L’injustice serait donc appuyée par le manque d’autonomie et non par un libre-arbitre. Au contraire, la justice est la décision d’une maîtrise de soi, ce qui fait l’épreuve d’une volonté libre. Si l’on conçoit que l’injustice puisse être le produit de l’involontaire, ne permet-on pas l’irresponsabilité ? Ne faut-il pas considérer dans l’acte injuste une volonté en cause pareille à l’acte juste ?

Partie III : L’idée de justice et d’injustice comme de l’ordre du droit et non du fait

1. Le fait de se sentir juste ne présume pas forcément non plus le choix libre

Tout d’abord, contrastons l’idée d’une injustice involontaire par celle d’une justice qui peut pareillement l’être. La justice, avant d’être mise sous la clarté de la lumière rationnelle, est un sentiment, voire une impression. On se sait moins juste qu’on se sent juste. En fait, être juste renvoie d’abord à reconnaître les signes de la justice que notre éducation culturelle nous a fournie par un conditionnement solide de la sphère sociale. On se sent juste, car on reconnaît une valeur de la justice qui implique toute une vision du monde conceptuel propre à une société. Ceci semble n’avoir rien de reprochable en termes de justice, si on considère que les valeurs humanistes dépassent toute société. L’idée d’une justice idéale néglige de véritablement apprécier les conditions historiques particulières d’une société, à savoir ses conditions économiques et idéologiques ; ce qui revient à être purement politique. La justice est alors intrinsèquement liée à des problématiques politiques de sorte que les droits ne sont que des impositions formelles pour organiser en conséquence la vie de l’Etat. S’il y a d’intuitif dans nos impressions de la justice, il est possible que cela ne soit que l’effet de ces impositions qui ont fini par devenir des dispositions durables dans nos interactions sociales de sorte qu’on oublie ou qu’on ignore les véritables fondements politiques.

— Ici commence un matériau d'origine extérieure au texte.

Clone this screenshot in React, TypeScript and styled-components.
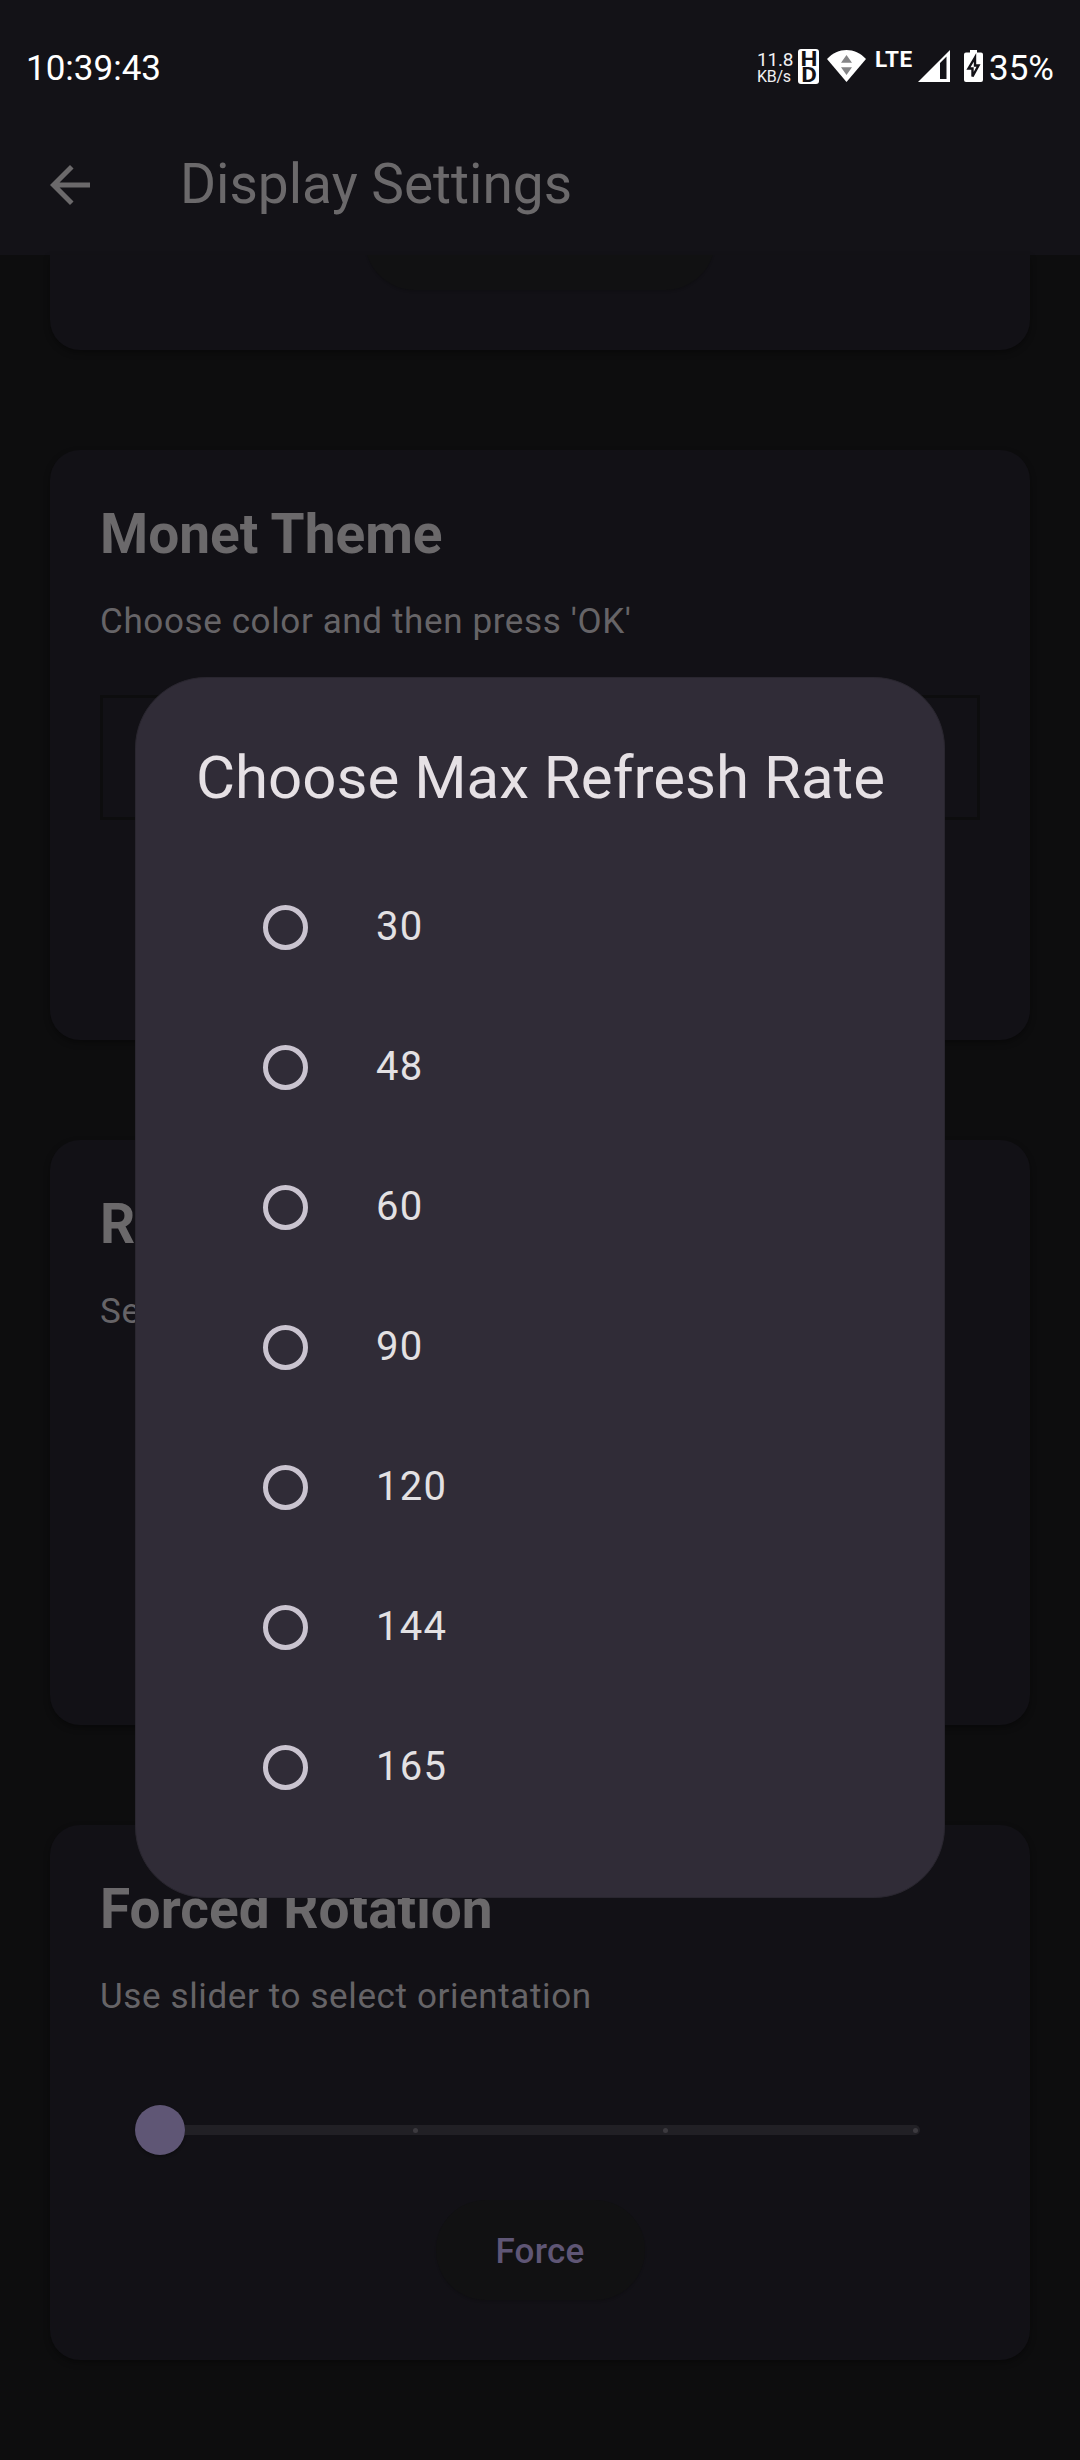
import React from "react";
import styled, { createGlobalStyle } from "styled-components";

const GlobalStyle = createGlobalStyle`
  *, *::before, *::after { box-sizing: border-box; }
  body { margin: 0; background: #0d0d0e; font-family: Roboto, "Noto Sans", sans-serif; }
  h1, h2, p { margin: 0; font-weight: 400; }
`;

const Screen = styled.div`
  position: relative;
  width: 1080px;
  height: 2460px;
  overflow: hidden;
  display: flex;
  flex-direction: column;
  background: #0d0d0e;
`;

const Header = styled.header`
  flex: none;
  height: 255px;
  background: #131217;
`;

const StatusBar = styled.div`
  height: 115px;
  padding: 17px 26px 0 26px;
  display: flex;
  align-items: center;
  color: #fff;
  font-size: 35px;
  line-height: 40px;
`;

const Clock = styled.span`
  flex: 1;
  padding-top: 5px;
`;

const Percent = styled.span`
  padding-top: 5px;
`;

const NetSpeed = styled.span`
  display: flex;
  flex-direction: column;
  width: 36px;
  margin-right: 5px;
  padding-top: 4px;
  white-space: nowrap;
  color: #f0f0f2;
`;

const SpeedValue = styled.span`
  font-size: 19px;
  line-height: 17px;
  letter-spacing: -0.2px;
`;

const SpeedUnit = styled.span`
  font-size: 16px;
  line-height: 18px;
  letter-spacing: -0.3px;
`;

const HdBadge = styled.span`
  width: 21px;
  height: 35px;
  margin-right: 8px;
  border-radius: 3px;
  background: #fff;
  color: #131217;
  display: flex;
  justify-content: center;
`;

const HdText = styled.span`
  width: 14px;
  font-size: 20px;
  line-height: 16px;
  padding-top: 2px;
  font-weight: 700;
  text-align: center;
  word-break: break-all;
  transform: scaleX(1.2);
`;

const Lte = styled.span`
  align-self: flex-start;
  margin: 22px 4px 0 9px;
  width: 39px;
  font-size: 22.5px;
  line-height: 40px;
  font-weight: 700;
  letter-spacing: 0.4px;
`;

const Battery = styled.svg`
  margin: 0 6px 0 14px;
`;

const AppBar = styled.div`
  height: 140px;
  padding: 0 40px;
  display: flex;
  align-items: center;
  gap: 80px;
`;

const AppTitle = styled.h1`
  padding-bottom: 2px;
  color: #6b696b;
  font-size: 55px;
  line-height: 70px;
`;

const Content = styled.main`
  flex: 1;
  padding: 0 50px;
  display: flex;
  flex-direction: column;
  gap: 100px;
`;

const Card = styled.section<{ $height: number; $cut?: boolean }>`
  flex: none;
  height: ${(p) => p.$height}px;
  padding: ${(p) => (p.$cut ? "0" : "51px 50px 0")};
  border-radius: ${(p) => (p.$cut ? "0 0 30px 30px" : "30px")};
  overflow: hidden;
  background: #121116;
  box-shadow: 0 3px 6px rgba(0, 0, 0, 0.35);
  display: flex;
  flex-direction: column;
`;

const CardTitle = styled.h2`
  color: #6b696b;
  font-size: 55px;
  line-height: 66px;
  font-weight: 700;
`;

const CardText = styled.p`
  margin-top: 30px;
  color: #666467;
  font-size: 35px;
  line-height: 50px;
  letter-spacing: 0.625px;
`;

const ColorBox = styled.div`
  margin-top: 48px;
  height: 125px;
  border: 3px solid #0d0d0e;
`;

const PillButton = styled.button<{ $width: number; $top: number }>`
  flex: none;
  align-self: center;
  margin-top: ${(p) => p.$top}px;
  width: ${(p) => p.$width}px;
  height: 100px;
  padding: 4px 0 0;
  border: 0;
  border-radius: 50px;
  background: #111112;
  box-shadow: 0 2px 2px rgba(0, 0, 0, 0.12);
  color: #5f5675;
  font: 500 35px/50px Roboto, sans-serif;
  letter-spacing: 0.25px;
`;

const Slider = styled.div`
  margin: 83px 60px 0 35px;
  height: 50px;
  display: flex;
  align-items: center;
`;

const Thumb = styled.span`
  width: 50px;
  height: 50px;
  border-radius: 50%;
  background: #5f5675;
  box-shadow: 0 2px 3px rgba(0, 0, 0, 0.3);
`;

const Track = styled.span`
  flex: 1;
  height: 10px;
  border-radius: 0 5px 5px 0;
  background: #212025;
  display: flex;
  align-items: center;
`;

const Tick = styled.i<{ $gap: number }>`
  width: 5px;
  height: 5px;
  margin-left: ${(p) => p.$gap}px;
  border-radius: 50%;
  background: #3c3a3f;
`;

const Dialog = styled.div`
  position: absolute;
  left: 135px;
  top: 677px;
  width: 810px;
  height: 1221px;
  padding: 60px 59px 0;
  border: 1px solid #29262f;
  border-radius: 71px;
  background: #302c37;
`;

const DialogTitle = styled.h2`
  height: 119px;
  padding-left: 1px;
  color: #e6e1e5;
  font-size: 60px;
  line-height: 80px;
  white-space: nowrap;
`;

const Option = styled.label`
  height: 140px;
  padding-left: 68px;
  display: flex;
  align-items: center;
  gap: 68px;
  color: #e3e1e3;
  font-size: 40px;
  line-height: 50px;
  letter-spacing: 1.25px;
`;

const Radio = styled.span`
  width: 45px;
  height: 45px;
  border: 5px solid #cac4d0;
  border-radius: 50%;
`;

const rates = [30, 48, 60, 90, 120, 144, 165];

export default function App() {
  return (
    <>
      <GlobalStyle />
      <Screen>
        <Header>
          <StatusBar>
            <Clock>10:39:43</Clock>
            <NetSpeed>
              <SpeedValue>11.8</SpeedValue>
              <SpeedUnit>KB/s</SpeedUnit>
            </NetSpeed>
            <HdBadge>
              <HdText>HD</HdText>
            </HdBadge>
            <svg width="39" height="32" viewBox="0 0 39 32">
              <path d="M0 9C11-3 28-3 39 9L19.5 32Z" fill="#fff" />
              <path d="M14 12.700h11L19.500 5zM14 17.300h11L19.500 25z" fill="#858587" />
            </svg>
            <Lte>LTE</Lte>
            <svg width="32" height="32" viewBox="0 0 32 32">
              <path fillRule="evenodd" d="M0 32L32 0V32ZM22 13V29H28.500V6.500Z" fill="#fff" />
            </svg>
            <Battery width="19" height="32" viewBox="0 0 19 32">
              <path d="M6 0h7v2.500h4q2 0 2 2v25.500q0 2-2 2H2q-2 0-2-2V4.500q0-2 2-2h4z" fill="#fff" />
              <path
                d="M11 7.500L4.500 18.500H8.500V26.500L14.500 15.500H11z"
                fill="#fff"
                stroke="#131217"
                strokeWidth="2.400"
              />
            </Battery>
            <Percent>35%</Percent>
          </StatusBar>
          <AppBar>
            <svg width="60" height="60" viewBox="0 0 24 24">
              <path d="M20 11H7.830l5.590-5.590L12 4l-8 8 8 8 1.410-1.410L7.830 13H20v-2z" fill="#6b696b" />
            </svg>
            <AppTitle>Display Settings</AppTitle>
          </AppBar>
        </Header>
        <Content>
          <Card $height={95} $cut>
            <PillButton $width={350} $top={-65} />
          </Card>
          <Card $height={590}>
            <CardTitle>Monet Theme</CardTitle>
            <CardText>Choose color and then press 'OK'</CardText>
            <ColorBox />
          </Card>
          <Card $height={585}>
            <CardTitle>R</CardTitle>
            <CardText>Se</CardText>
          </Card>
          <Card $height={535}>
            <CardTitle>Forced Rotation</CardTitle>
            <CardText>Use slider to select orientation</CardText>
            <Slider>
              <Thumb />
              <Track>
                <Tick $gap={227.5} />
                <Tick $gap={245} />
                <Tick $gap={245} />
              </Track>
            </Slider>
            <PillButton $width={209} $top={45}>
              Force
            </PillButton>
          </Card>
        </Content>
        <Dialog role="dialog">
          <DialogTitle>Choose Max Refresh Rate</DialogTitle>
          {rates.map((rate) => (
            <Option key={rate}>
              <Radio />
              <span>{rate}</span>
            </Option>
          ))}
        </Dialog>
      </Screen>
    </>
  );
}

2. Ni la justice ni l’injustice ne peuvent exclure la responsabilité

Ce qui fait finalement que la justice et l’injustice soient pareilles dans leurs modalités de réalisation, que celles-ci soient intuitives ou imposées. Un principe de la volonté libre doit les définir nécessairement  où elles n’auront aucun sens moral. Il s’agit de la responsabilité.  Il faut d’abord souligner que ni la justice ni l’injustice ne sont de l’ordre du fait. Être juste ou injuste ne renvoie pas à la nécessité naturelle à l’œuvre. Le beau temps qui succède à l’orage n’est pas plus juste que le loup rassasié qui épargne l’agneau. Pareillement, il n’y a pas plus d’injustice dans la bête qui s’accapare le territoire d’une autre par sa férocité que dans un tremblement de terre qui ravage des décennies de construction ardue. Si la justice se définit par ce qui doit  être, c’est parce qu’elle est la considération d’un ajustement équitable des choses par un agent qui se saisit rationnellement. Pareillement à l’injustice qui est l’acte de « nier » la mesure proportionnelle des choses. Si l’injustice est le produit d’un manque de souci moral, c’est parce qu’elle reste l’action d’une volonté qui se complait dans la facilité de l’exercice de l’immorale. Ces deux œuvres d’une volonté consciente impliquent nécessairement  la responsabilité. Par ailleurs, l’irresponsabilité n’est pas non plus un fait, car c’est moins ce qui s’impose naturellement que le choix moral de la fuite. On est toujours obligé de choisir dès que notre conscience nous présente les faits de nos actes. Ne pas choisir sous prétexte de rester neutre est déjà un parti pris dans celui de la retraite ou de la désertion. On est engagé nous dit Sartre.

Conclusion

En résumé, si on est parti de la problématique que la liberté puisse à la fois se poser comme une condition favorable de l’injustice et comme son obstacle, on est arrivé aux développements suivants. Il nous aura semblé que la liberté favorise effectivement l’injustice dans le sens où faire ce que l’on veut est contraire à la notion de règle. Or, les règles organisent la justice par le droit. Fondamentalement, une conscience libre des considérations morales comme celle du sociopathe ne peut qu’ignorer la justice comme l’acte de l’équité altruiste. On a aussi pu considérer que l’injustice est le fruit d’un manque de discipline morale qui est l’œuvre d’une liberté autonome. Celui qui est injuste est moins libre que l’esclave de ses envies. Cependant, il nous a semblé que le sentiment de justice peut pareillement s’imposer sans l’œuvre d’une autonomie dans l’oubli ou l’ignorance de ses fondements politiques. En fait, il fallait entrevoir que ni la justice ni l’injustice ne peuvent être considérées comme des faits, mais plutôt comme des droits étant donné qu’elles dépendent d’un agent volontaire. L’acte du juste ou de l’injuste est nécessairement imputable d’une responsabilité, il est le produit d’un choix par la prise de conscience.